Write out each line from the data below that includes the word "image".

**DATASET EXTRACT**:
──────

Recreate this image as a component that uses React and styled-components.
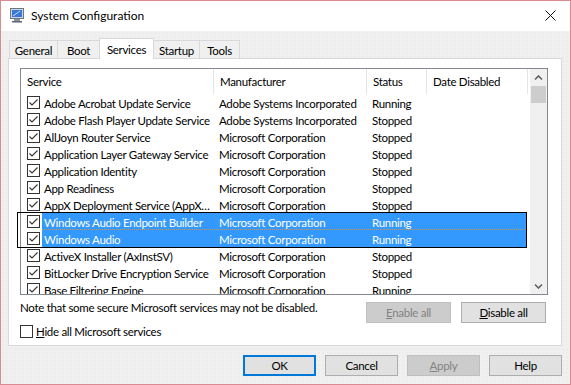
import React from "react";
import styled, { createGlobalStyle } from "styled-components";

const services = [
  ["Adobe Acrobat Update Service", "Adobe Systems Incorporated", "Running"],
  ["Adobe Flash Player Update Service", "Adobe Systems Incorporated", "Stopped"],
  ["AllJoyn Router Service", "Microsoft Corporation", "Stopped"],
  ["Application Layer Gateway Service", "Microsoft Corporation", "Stopped"],
  ["Application Identity", "Microsoft Corporation", "Stopped"],
  ["App Readiness", "Microsoft Corporation", "Stopped"],
  ["AppX Deployment Service (AppXSVC)", "Microsoft Corporation", "Stopped"],
  ["Windows Audio Endpoint Builder", "Microsoft Corporation", "Running", true, true],
  ["Windows Audio", "Microsoft Corporation", "Running", true],
  ["ActiveX Installer (AxInstSV)", "Microsoft Corporation", "Stopped"],
  ["BitLocker Drive Encryption Service", "Microsoft Corporation", "Stopped"],
  ["Base Filtering Engine", "Microsoft Corporation", "Running"],
];

const tabs = [
  { label: "General", w: 49 },
  { label: "Boot", w: 43 },
  { label: "Services", w: 55, active: true },
  { label: "Startup", w: 47 },
  { label: "Tools", w: 41 },
];

function CheckBox({ checked }) {
  return (
    <Box>
      {checked && (
        <svg width="11" height="11" viewBox="0 0 11 11">
          <path d="M1.5 5.5 L4 8 L9.5 2.5" fill="none" stroke="#333" strokeWidth="1.1" />
        </svg>
      )}
    </Box>
  );
}

function Chevron({ down }) {
  return (
    <svg width="9" height="6" viewBox="0 0 9 6">
      <path
        d={down ? "M1 1.5 L4.5 5 L8 1.5" : "M1 4.5 L4.5 1 L8 4.5"}
        fill="none"
        stroke="#606060"
        strokeWidth="1.6"
      />
    </svg>
  );
}

function App() {
  return (
    <>
      <GlobalStyle />
      <Window>
        <TitleBar>
          <svg width="14" height="15" viewBox="0 0 14 15">
            <rect x="0.5" y="0.5" width="13" height="10" fill="#cfd6df" stroke="#6d7886" />
            <rect x="2" y="2" width="10" height="7" fill="#3a78d6" />
            <path d="M3 8 L10 3" stroke="#bfe0ff" strokeWidth="1" />
            <rect x="4" y="11" width="6" height="2" fill="#8a929c" />
            <rect x="2" y="13" width="10" height="1.5" fill="#5b636d" />
          </svg>
          <Title>System Configuration</Title>
          <Close>
            <svg width="11" height="11" viewBox="0 0 11 11">
              <path d="M0.5 0.5 L10.5 10.5 M10.5 0.5 L0.5 10.5" stroke="#111" strokeWidth="1" />
            </svg>
          </Close>
        </TitleBar>

        <Body>
          <TabStrip>
            {tabs.map((t) => (
              <Tab key={t.label} $w={t.w} $active={t.active}>
                {t.label}
              </Tab>
            ))}
          </TabStrip>

          <Panel>
            <ListBox>
              <Table>
                <Header>
                  <HeadCell $w={193}>Service</HeadCell>
                  <HeadCell $w={153}>Manufacturer</HeadCell>
                  <HeadCell $w={60}>Status</HeadCell>
                  <HeadCell $w={101}>Date Disabled</HeadCell>
                </Header>
                <Rows>
                  {services.map(([name, maker, status, selected, focused]) => (
                    <Row key={name}>
                      <CheckCell>
                        <CheckBox checked />
                      </CheckCell>
                      <Cells $selected={selected} $focused={focused}>
                        <Cell $w={171} $pad={2} $end={0}>{name}</Cell>
                        <Cell $w={153}>{maker}</Cell>
                        <Cell $w={60}>{status}</Cell>
                        <Cell $w={101} />
                      </Cells>
                    </Row>
                  ))}
                </Rows>
              </Table>
              <ScrollBar>
                <ScrollButton>
                  <Chevron />
                </ScrollButton>
                <Thumb />
                <Track />
                <ScrollButton>
                  <Chevron down />
                </ScrollButton>
              </ScrollBar>
            </ListBox>

            <NoteRow>
              <Note>Note that some secure Microsoft services may not be disabled.</Note>
              <ButtonGroup>
                <PushButton $w={85} disabled>
                  <u>E</u>nable all
                </PushButton>
                <PushButton $w={85}>
                  <u>D</u>isable all
                </PushButton>
              </ButtonGroup>
            </NoteRow>

            <HideRow>
              <CheckBox />
              <span>
                <u>H</u>ide all Microsoft services
              </span>
            </HideRow>

            <FocusRing />
          </Panel>

          <DialogButtons>
            <PushButton $w={73} $default>
              OK
            </PushButton>
            <PushButton $w={73}>Cancel</PushButton>
            <PushButton $w={73} disabled>
              <u>A</u>pply
            </PushButton>
            <PushButton $w={73}>Help</PushButton>
          </DialogButtons>
        </Body>
      </Window>
    </>
  );
}

const GlobalStyle = createGlobalStyle`
  * { box-sizing: border-box; }
  body {
    margin: 0;
    font-family: "Segoe UI", Lato, "Noto Sans", sans-serif;
    font-size: 11.5px;
    letter-spacing: -0.3px;
    color: #000;
  }
`;

const Window = styled.div`
  width: 571px;
  height: 385px;
  border: 1px solid #d98a93;
  display: flex;
  flex-direction: column;
  background: #f0f0f0;
`;

const TitleBar = styled.div`
  height: 30px;
  background: #fff;
  display: flex;
  align-items: center;
  padding-left: 9px;
  padding-bottom: 1px;
`;

const Title = styled.div`
  font-size: 12px;
  letter-spacing: 0;
  margin-left: 7px;
  flex: 1;
`;

const Close = styled.div`
  width: 46px;
  height: 30px;
  display: flex;
  align-items: center;
  justify-content: center;
  padding-bottom: 1px;
  margin-right: -3px;
`;

const Body = styled.div`
  flex: 1;
  display: flex;
  flex-direction: column;
  padding: 7px 8px 8px 7px;
  background-color: #f0f0f0;
  background-image: radial-gradient(#e6e6e6 0.6px, transparent 0.8px);
  background-size: 4px 4px;
`;

const TabStrip = styled.div`
  height: 20px;
  display: flex;
  align-items: flex-end;
  padding-left: 1px;
`;

const Tab = styled.div`
  width: ${(p) => p.$w}px;
  height: ${(p) => (p.$active ? 21 : 18)}px;
  margin-bottom: ${(p) => (p.$active ? -1 : 0)}px;
  margin-left: -1px;
  &:first-child { margin-left: 0; }
  position: relative;
  z-index: ${(p) => (p.$active ? 2 : 1)};
  border: 1px solid #d9d9d9;
  border-bottom: none;
  background: ${(p) => (p.$active ? "#fff" : "#f0f0f0")};
  display: flex;
  align-items: center;
  justify-content: center;
  padding-top: 1px;
  padding-bottom: ${(p) => (p.$active ? 1 : 0)}px;
`;

const Panel = styled.div`
  position: relative;
  height: 288px;
  background: #fff;
  border: 1px solid #d9d9d9;
  padding: 9px 13px 0 11px;
  display: flex;
  flex-direction: column;
`;

const ListBox = styled.div`
  height: 227px;
  border: 1px solid #828790;
  display: flex;
  overflow: hidden;
`;

const Table = styled.div`
  flex: 1;
  display: flex;
  flex-direction: column;
`;

const Header = styled.div`
  height: 25px;
  display: flex;
  flex-shrink: 0;
`;

const HeadCell = styled.div`
  width: ${(p) => p.$w}px;
  border-right: 1px solid #e5e5e5;
  padding: 0 6px;
  display: flex;
  align-items: center;
  white-space: nowrap;
`;

const Rows = styled.div`
  flex: 1;
  overflow: hidden;
`;

const Row = styled.div`
  height: 17px;
  display: flex;
`;

const CheckCell = styled.div`
  width: 21px;
  padding-left: 6px;
  display: flex;
  align-items: center;
`;

const Cells = styled.div`
  display: flex;
  background: ${(p) => (p.$selected ? "#3399ff" : "transparent")};
  color: ${(p) => (p.$selected ? "#fff" : "#000")};
  border-bottom: ${(p) => (p.$focused ? "1px dotted #d8903f" : "none")};
`;

const Cell = styled.div`
  width: ${(p) => p.$w}px;
  padding: 2px ${(p) => p.$end ?? 3}px 0 ${(p) => p.$pad ?? 6}px;
  line-height: 15px;
  white-space: nowrap;
  overflow: hidden;
  text-overflow: ellipsis;
`;

const Box = styled.div`
  width: 13px;
  height: 13px;
  border: 1px solid #333;
  background: #fff;
  flex-shrink: 0;
  display: flex;
  align-items: center;
  justify-content: center;
`;

const ScrollBar = styled.div`
  width: 17px;
  margin-left: 2px;
  background: #f0f0f0;
  display: flex;
  flex-direction: column;
`;

const ScrollButton = styled.div`
  height: 17px;
  display: flex;
  align-items: center;
  justify-content: center;
`;

const Thumb = styled.div`
  height: 17px;
  margin: 0 1px;
  background: #cdcdcd;
`;

const Track = styled.div`
  flex: 1;
`;

const NoteRow = styled.div`
  margin-top: 4px;
  height: 24px;
  display: flex;
  justify-content: space-between;
  padding-right: 2px;
`;

const Note = styled.div`
  line-height: 15px;
  padding-top: 1px;
`;

const ButtonGroup = styled.div`
  padding-top: 3px;
  display: flex;
  gap: 10px;
`;

const PushButton = styled.button`
  width: ${(p) => p.$w}px;
  height: 21px;
  font: inherit;
  letter-spacing: inherit;
  color: ${(p) => (p.disabled ? "#838383" : "#000")};
  background: ${(p) => (p.disabled ? "#cccccc" : "#e1e1e1")};
  border: 1px solid
    ${(p) => (p.$default ? "#0078d7" : p.disabled ? "#bfbfbf" : "#adadad")};
  box-shadow: ${(p) => (p.$default ? "inset 0 0 0 1px #0078d7" : "none")};
  padding: 0;
  u { text-decoration: underline; }
`;

const HideRow = styled.div`
  margin-top: 2px;
  display: flex;
  align-items: center;
  gap: 3px;
  line-height: 13px;
`;

const FocusRing = styled.div`
  position: absolute;
  left: 8px;
  top: 153px;
  width: 510px;
  height: 36px;
  border: 1px solid #000;
  pointer-events: none;
`;

const DialogButtons = styled.div`
  margin-top: 9px;
  display: flex;
  justify-content: flex-end;
  gap: 9px;
`;

export default App;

──────

**ANSWER TO THE EXERCISE**:
Recreate this image as a component that uses React and styled-components.
  background-image: radial-gradient(#e6e6e6 0.6px, transparent 0.8px);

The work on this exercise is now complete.